Coach likes licking blood
PORTLAND, Ore. (Reuters) - The Oregon teachers' board reprimanded a high school football coach for licking the bleeding wounds of student athletes, school officials said on Friday.
Last summer, Reed gave students at Central Linn High School near Eugene, Oregon, 100 miles south of Portland, a pep talk about a coach who had licked and healed players' wounds so that they could rejoin the game. After the talk, he bent down and licked a cut on a track athlete's knee, the commission said.
In response to queries from the school board, Reed said, “What’s the big deal? There’s blood in steak. And in Scotland, they eat black pudding, which is just fried blood. And I heard that vegetables have blood, too. You’re no better than me. And besides, it’s delicious.”
Reed did not return calls seeking comment.
And in other news, the dude who had really bad gas on the train refused to look anyone in the eye.
World to end with Daylight Savings Time change
NEW YORK - When daylight-saving time starts earlier than usual in the United States come 2007, your VCR or DVD recorder could start recording shows an hour late.
When given the news this morning, no one cared.
An energy bill President Bush is to sign Monday would start daylight time three weeks earlier and end it a week later as an energy-saving measure.
And that has technologists worried about software and gadgets that now compensate for daylight time based on a schedule unchanged since 1987.
"It is unfortunately going to add a little bit of complexity to consumers," said Reid Sullivan, vice president of the entertainment group at Panasonic Consumer Electronics Co. "In some cases, depending on the product, they may have to manually increase or decrease the time."
Companies are gearing up for the ensuing marketing boom that will no doubt sweep quickly across the nation. The public’s demand for button-pushing finger protectors could prove to be a boon for the country’s economy. The number of jobs that will be created in manufacturing are estimated at four to seven billion.
---
Don't think too much about it. You could vomit. I did. Twice.
Coach likes licking blood
PORTLAND, Ore. (Reuters) - The Oregon teachers' board reprimanded a high school football coach for licking the bleeding wounds of student athletes, school officials said on Friday.

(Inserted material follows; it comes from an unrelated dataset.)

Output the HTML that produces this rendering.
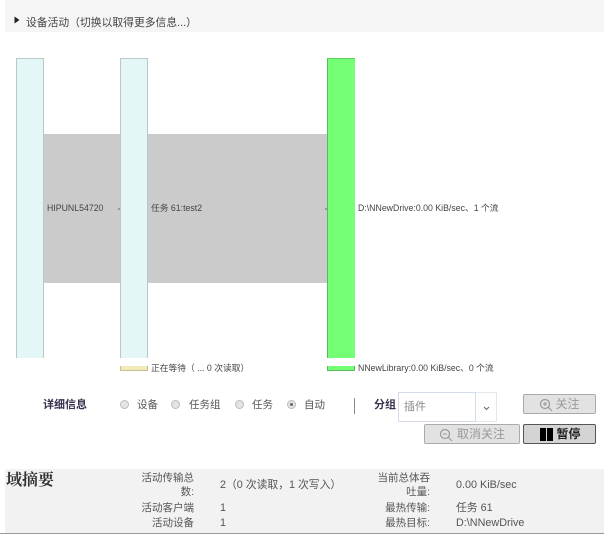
<!DOCTYPE html>
<html><head><meta charset="utf-8">
<style>
html,body{margin:0;padding:0;background:#fff;}
body{width:604px;height:534px;position:relative;overflow:hidden;font-family:"Liberation Sans","Noto Sans CJK SC",sans-serif;color:#444;}
#w{position:absolute;left:0;top:0;width:604px;height:534px;filter:blur(0.3px);}
.a{position:absolute;white-space:nowrap;}
.bar{position:absolute;box-sizing:border-box;width:28px;top:58px;height:300px;background:#e4f6f6;border:1px solid #b6c8c8;border-bottom:none;}
.t{position:absolute;white-space:nowrap;font-size:8.75px;line-height:12px;color:#444;}
.l{position:absolute;white-space:nowrap;font-size:10.5px;line-height:14px;color:#555;}
.radio{position:absolute;box-sizing:border-box;width:9px;height:9px;border-radius:50%;top:400px;background:#e4e4e4;border:1px solid #bbb;}
.btn{position:absolute;box-sizing:border-box;background:#e2e2e2;border:1px solid #aaa;border-radius:2px;font-size:12px;color:#999;text-align:center;white-space:nowrap;}
.r{position:absolute;text-align:right;font-size:10.5px;line-height:14px;color:#555;}
.v{position:absolute;white-space:nowrap;font-size:10.8px;line-height:15px;color:#555;}
</style></head><body><div id="w">
<div class="a" style="left:5px;top:0;width:599px;height:32px;background:#f5f5f5;"></div>
<svg class="a" style="left:14px;top:16px" width="6" height="8"><path d="M0.5 0.5L5.5 4L0.5 7.5Z" fill="#222"/></svg>
<div class="a" style="left:26px;top:16px;font-size:10.8px;line-height:14px;color:#444;">设备活动（切换以取得更多信息...）</div>

<div class="a" style="left:44px;top:134px;width:283px;height:149px;background:#cbcbcb;"></div>
<div class="bar" style="left:16px;"></div>
<div class="bar" style="left:120px;"></div>
<div class="bar" style="left:327px;background:#75ff75;border:none;border-left:1px solid #5fb85f;border-top:1px solid #5fd05f;"></div>
<div class="a" style="left:118px;top:208px;width:2px;height:2px;background:#999;"></div>
<div class="a" style="left:325px;top:208px;width:2px;height:2px;background:#999;"></div>
<div class="t" style="left:47px;top:202px;">HIPUNL54720</div>
<div class="t" style="left:151px;top:202px;">任务 61:test2</div>
<div class="t" style="left:358px;top:202px;">D:\NNewDrive:0.00 KiB/sec、1 个流</div>

<div class="a" style="left:120px;top:366px;width:28px;height:5px;box-sizing:border-box;background:#f0e9b8;border:1px solid #c8c090;border-top:none;"></div>
<div class="a" style="left:327px;top:366px;width:28px;height:5px;box-sizing:border-box;background:#75ff75;border:1px solid #5fb85f;border-top:none;"></div>
<div class="t" style="left:151px;top:362px;">正在等待（ ... 0 次读取）</div>
<div class="t" style="left:358px;top:362px;">NNewLibrary:0.00 KiB/sec、0 个流</div>

<div class="a" style="left:43px;top:398px;font-size:11px;line-height:14px;font-weight:bold;color:#3a3050;">详细信息</div>
<div class="radio" style="left:120px;"></div><div class="l" style="left:137px;top:398px;">设备</div>
<div class="radio" style="left:171px;"></div><div class="l" style="left:189px;top:398px;">任务组</div>
<div class="radio" style="left:235px;"></div><div class="l" style="left:252px;top:398px;">任务</div>
<div class="radio" style="left:287px;"></div>
<div class="a" style="left:290px;top:403px;width:3px;height:3px;border-radius:50%;background:#666;"></div>
<div class="l" style="left:304px;top:398px;">自动</div>
<div class="a" style="left:354px;top:398px;width:1px;height:16px;background:#888;"></div>
<div class="a" style="left:374px;top:398px;font-size:11px;line-height:14px;font-weight:bold;color:#3a3050;">分组</div>

<div class="a" style="left:398px;top:392px;width:99px;height:30px;box-sizing:border-box;border:1px solid #e4e7ec;background:#fff;"></div>
<div class="a" style="left:398px;top:392px;width:78px;height:30px;box-sizing:border-box;border:1px solid #d4dcec;background:#fff;font-size:11px;line-height:28px;color:#888;padding-left:5px;">插件</div>
<svg class="a" style="left:483px;top:406px" width="7" height="5"><path d="M1 1L3.5 3.5L6 1" fill="none" stroke="#666" stroke-width="1"/></svg>

<div class="btn" style="left:523px;top:394px;width:73px;height:20px;line-height:18px;padding-left:16px;">关注</div>
<svg class="a" style="left:539px;top:398px" width="14" height="14"><circle cx="6" cy="6" r="4.5" fill="none" stroke="#999" stroke-width="1.2"/><path d="M9.3 9.3L13 13M4 6H8M6 4V8" stroke="#999" stroke-width="1.1" fill="none"/></svg>
<div class="btn" style="left:424px;top:424px;width:96px;height:20px;line-height:18px;padding-left:18px;">取消关注</div>
<svg class="a" style="left:439px;top:428px" width="14" height="14"><circle cx="6" cy="6" r="4.5" fill="none" stroke="#999" stroke-width="1.2"/><path d="M9.3 9.3L13 13M4 6H8" stroke="#999" stroke-width="1.1" fill="none"/></svg>
<div class="btn" style="left:523px;top:424px;width:73px;height:20px;line-height:18px;padding-left:18px;border:1px solid #555;background:#d4d4d4;color:#222;font-weight:bold;">暂停</div>
<div class="a" style="left:540px;top:428px;width:6px;height:13px;background:#000;"></div>
<div class="a" style="left:547px;top:428px;width:6px;height:13px;background:#000;"></div>

<div class="a" style="left:5px;top:469px;width:599px;height:64px;background:#f2f2f2;"></div>
<div class="a" style="left:0;top:533px;width:604px;height:1px;background:#999;"></div>
<div class="a" style="left:6px;top:471px;font-family:'Liberation Serif','Noto Serif CJK SC',serif;font-size:16px;line-height:20px;font-weight:bold;color:#333;">域摘要</div>

<div class="r" style="left:130px;top:471px;width:64px;">活动传输总<br>数:</div>
<div class="r" style="left:130px;top:501px;width:64px;">活动客户端</div>
<div class="r" style="left:130px;top:516px;width:64px;">活动设备</div>
<div class="v" style="left:220px;top:478px;">2（0 次读取，1 次写入）</div>
<div class="v" style="left:220px;top:501px;">1</div>
<div class="v" style="left:220px;top:516px;">1</div>

<div class="r" style="left:366px;top:471px;width:64px;">当前总体吞<br>吐量:</div>
<div class="r" style="left:366px;top:501px;width:64px;">最热传输:</div>
<div class="r" style="left:366px;top:516px;width:64px;">最热目标:</div>
<div class="v" style="left:456px;top:478px;">0.00 KiB/sec</div>
<div class="v" style="left:456px;top:501px;">任务 61</div>
<div class="v" style="left:456px;top:516px;">D:\NNewDrive</div>
</div></body></html>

Last summer, Reed gave students at Central Linn High School near Eugene, Oregon, 100 miles south of Portland, a pep talk about a coach who had licked and healed players' wounds so that they could rejoin the game. After the talk, he bent down and licked a cut on a track athlete's knee, the commission said.
In response to queries from the school board, Reed said, “What’s the big deal? There’s blood in steak. And in Scotland, they eat black pudding, which is just fried blood. And I heard that vegetables have blood, too. You’re no better than me. And besides, it’s delicious.”
Reed did not return calls seeking comment.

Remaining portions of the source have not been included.